> **Task requirements**
Without further comment, state how many lines in the listing below contain the word "source".

--- START Information shown ---

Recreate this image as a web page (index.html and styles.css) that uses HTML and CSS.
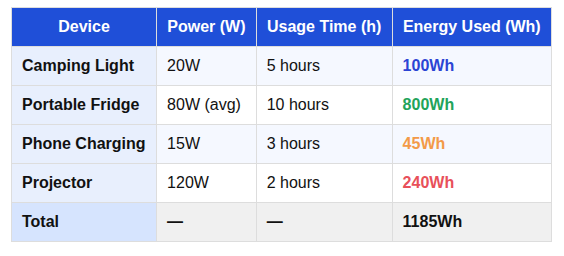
FILE: index.html
```html
<!DOCTYPE html>
<html>
<head>
<meta charset="utf-8">
<link rel="stylesheet" href="styles.css">
</head>
<body>
<div class="wrap">
<table class="energy">
  <thead>
    <tr><th>Device</th><th>Power (W)</th><th>Usage Time (h)</th><th>Energy Used (Wh)</th></tr>
  </thead>
  <tbody>
    <tr class="odd"><td class="dev">Camping Light</td><td>20W</td><td>5 hours</td><td class="en blue">100Wh</td></tr>
    <tr><td class="dev">Portable Fridge</td><td>80W (avg)</td><td>10 hours</td><td class="en green">800Wh</td></tr>
    <tr class="odd"><td class="dev">Phone Charging</td><td>15W</td><td>3 hours</td><td class="en orange">45Wh</td></tr>
    <tr><td class="dev">Projector</td><td>120W</td><td>2 hours</td><td class="en red">240Wh</td></tr>
    <tr class="total"><td class="dev">Total</td><td>—</td><td>—</td><td>1185Wh</td></tr>
  </tbody>
</table>
</div>
</body>
</html>
```
FILE: styles.css
```css
html, body { margin: 0; padding: 0; background: #fff; }
.wrap { padding: 7px 0 0 11px; }
.energy {
  border-collapse: collapse;
  width: 541px;
  font-family: "Liberation Sans", Arial, sans-serif;
  font-size: 16px;
  color: #111;
}
.energy th, .energy td {
  border: 1px solid #dddddd;
  padding: 10px;
  text-align: left;
  white-space: nowrap;
  line-height: 18px;
}
.energy th {
  background: #1f4fd8;
  color: #fff;
  font-weight: bold;
  text-align: center;
  border-color: #dddddd;
}
.energy tr.odd td { background: #f5f8ff; }
.energy td.dev { background: #e8effd; font-weight: bold; }
.energy tr.odd td.dev { background: #e8effd; }
.energy td.en { font-weight: bold; }
.blue { color: #2b44d4; }
.green { color: #22a35a; }
.orange { color: #f39a48; }
.red { color: #e8505a; }
.energy tr.total td { background: #f0f0f0; font-weight: bold; }
.energy tr.total td.dev { background: #d6e4fe; }
```
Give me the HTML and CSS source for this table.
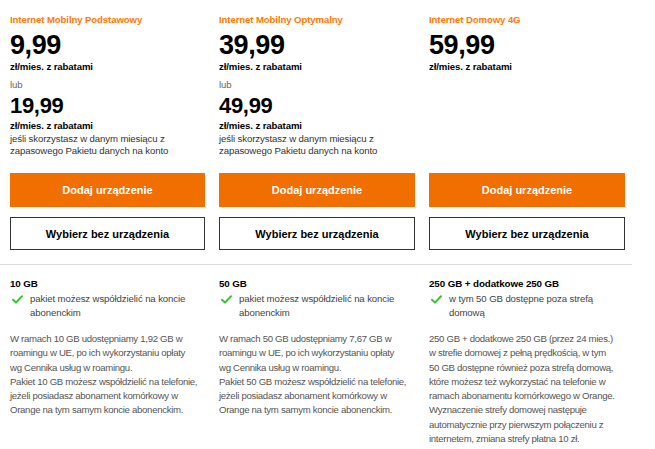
FILE: index.html
```html
<!DOCTYPE html>
<html lang="pl">
<head>
<meta charset="utf-8">
<link rel="stylesheet" href="styles.css">
</head>
<body>
<div class="page">
  <section class="offers">
    <div class="offer">
      <div class="info">
        <h2 class="name">Internet Mobilny Podstawowy</h2>
        <div class="price">9,99</div>
        <div class="unit">zł/mies. z rabatami</div>
        <div class="or">lub</div>
        <div class="price alt">19,99</div>
        <div class="unit second">zł/mies. z rabatami</div>
        <p class="note">jeśli skorzystasz w danym miesiącu z zapasowego Pakietu danych na konto</p>
      </div>
      <div class="actions">
        <button class="btn primary">Dodaj urządzenie</button>
        <button class="btn outline">Wybierz bez urządzenia</button>
      </div>
    </div>
    <div class="offer">
      <div class="info">
        <h2 class="name">Internet Mobilny Optymalny</h2>
        <div class="price">39,99</div>
        <div class="unit">zł/mies. z rabatami</div>
        <div class="or">lub</div>
        <div class="price alt">49,99</div>
        <div class="unit second">zł/mies. z rabatami</div>
        <p class="note">jeśli skorzystasz w danym miesiącu z zapasowego Pakietu danych na konto</p>
      </div>
      <div class="actions">
        <button class="btn primary">Dodaj urządzenie</button>
        <button class="btn outline">Wybierz bez urządzenia</button>
      </div>
    </div>
    <div class="offer">
      <div class="info">
        <h2 class="name">Internet Domowy 4G</h2>
        <div class="price">59,99</div>
        <div class="unit">zł/mies. z rabatami</div>
      </div>
      <div class="actions">
        <button class="btn primary">Dodaj urządzenie</button>
        <button class="btn outline">Wybierz bez urządzenia</button>
      </div>
    </div>
  </section>
  <section class="details">
    <div class="detail">
      <h3 class="data">10 GB</h3>
      <div class="feature">
        <svg class="check" viewBox="0 0 12 10" aria-hidden="true"><path d="M1 5.2 L4.3 8.4 L11 1.4" fill="none" stroke="#32c832" stroke-width="2.2" stroke-linecap="round" stroke-linejoin="round"/></svg>
        <span>pakiet możesz współdzielić na koncie abonenckim</span>
      </div>
      <p class="desc">W ramach 10 GB udostępniamy 1,92 GB w roamingu w UE, po ich wykorzystaniu opłaty wg&nbsp;Cennika usług w roamingu.<br>Pakiet 10 GB możesz współdzielić na telefonie, jeżeli posiadasz abonament komórkowy w Orange na tym samym koncie abonenckim.</p>
    </div>
    <div class="detail">
      <h3 class="data">50 GB</h3>
      <div class="feature">
        <svg class="check" viewBox="0 0 12 10" aria-hidden="true"><path d="M1 5.2 L4.3 8.4 L11 1.4" fill="none" stroke="#32c832" stroke-width="2.2" stroke-linecap="round" stroke-linejoin="round"/></svg>
        <span>pakiet możesz współdzielić na koncie abonenckim</span>
      </div>
      <p class="desc">W ramach 50 GB udostępniamy 7,67 GB w roamingu w UE, po ich wykorzystaniu opłaty wg&nbsp;Cennika usług w roamingu.<br>Pakiet 50 GB możesz współdzielić na telefonie, jeżeli posiadasz abonament komórkowy w Orange na tym samym koncie abonenckim.</p>
    </div>
    <div class="detail">
      <h3 class="data">250 GB + dodatkowe 250 GB</h3>
      <div class="feature">
        <svg class="check" viewBox="0 0 12 10" aria-hidden="true"><path d="M1 5.2 L4.3 8.4 L11 1.4" fill="none" stroke="#32c832" stroke-width="2.2" stroke-linecap="round" stroke-linejoin="round"/></svg>
        <span>w tym 50 GB dostępne poza strefą domową</span>
      </div>
      <p class="desc">250 GB + dodatkowe 250 GB (przez 24 mies.) w&nbsp;strefie domowej z pełną prędkością, w tym 50&nbsp;GB dostępne również poza strefą domową, które możesz też wykorzystać na telefonie w ramach abonamentu komórkowego w Orange. Wyznaczenie strefy domowej następuje automatycznie przy pierwszym połączeniu z internetem, zmiana strefy płatna 10 zł.</p>
    </div>
  </section>
</div>
</body>
</html>
```

FILE: styles.css
```css
* { box-sizing: border-box; }
html, body { margin: 0; padding: 0; background: #fff; }
body {
  font-family: "Liberation Sans", Arial, sans-serif;
  color: #000;
  font-size: 9.6px;
  letter-spacing: -0.1px;
}
.page { width: 632px; }
.offers, .details {
  display: grid;
  grid-template-columns: 195px 196px 196px;
  column-gap: 14px;
  padding-left: 10px;
}
.offers {
  padding-top: 13px;
  padding-bottom: 14px;
  border-bottom: 1px solid #dcdcdc;
}
.offer {
  display: flex;
  flex-direction: column;
  justify-content: space-between;
}
.name {
  margin: 0;
  font-size: 9.6px;
  line-height: 14px;
  font-weight: bold;
  color: #ff7900;
}
.price {
  margin-top: 4px;
  font-size: 27px;
  line-height: 28px;
  font-weight: bold;
  letter-spacing: -0.4px;
}
.price.alt {
  margin-top: 3px;
  font-size: 22px;
  line-height: 22px;
  letter-spacing: -0.3px;
}
.unit {
  margin-top: 1px;
  font-weight: bold;
  line-height: 14px;
}
.unit.second { margin-top: 2px; }
.or {
  margin-top: 4px;
  color: #666;
  line-height: 14px;
}
.note {
  margin: 0;
  color: #333;
  line-height: 12px;
}
.actions {
  display: flex;
  flex-direction: column;
  gap: 10px;
  margin-top: 16px;
}
.btn {
  font-family: "Liberation Sans", Arial, sans-serif;
  font-size: 11px;
  font-weight: bold;
  height: 34px;
  width: 100%;
  cursor: pointer;
  letter-spacing: 0;
}
.btn.primary {
  background: #f16e00;
  color: #fff;
  border: none;
}
.btn.outline {
  height: 33px;
  background: #fff;
  color: #000;
  border: 1.5px solid #333;
}
.details {
  padding-top: 12px;
}
.data {
  margin: 0;
  font-size: 9.8px;
  line-height: 14px;
  font-weight: bold;
}
.feature {
  display: flex;
  align-items: flex-start;
  gap: 7px;
  margin-top: 1px;
  padding-left: 2px;
  color: #444;
  line-height: 13.5px;
}
.check {
  width: 11px;
  height: 9px;
  flex: none;
  margin-top: 3px;
}
.desc {
  margin: 13px 0 0;
  color: #555;
  line-height: 14.3px;
  letter-spacing: -0.3px;
}
```
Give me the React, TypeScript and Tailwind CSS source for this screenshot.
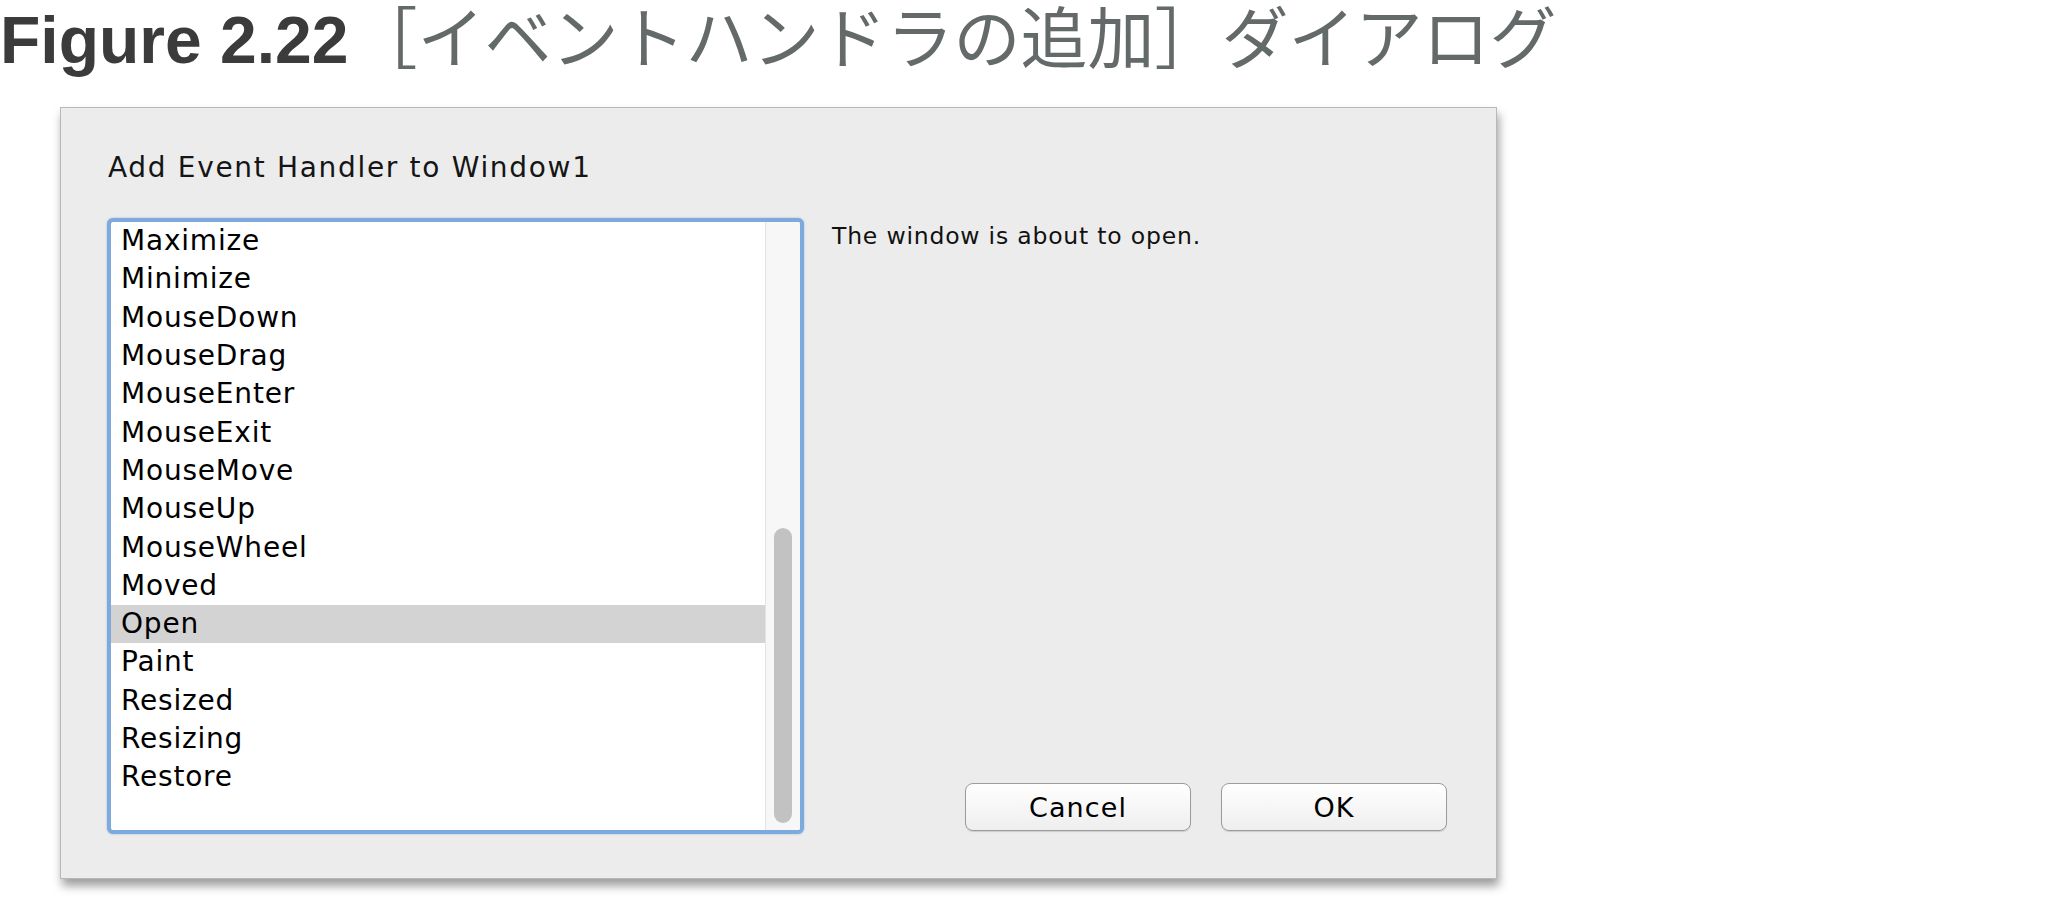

--- END Information shown ---

> **Full output**
2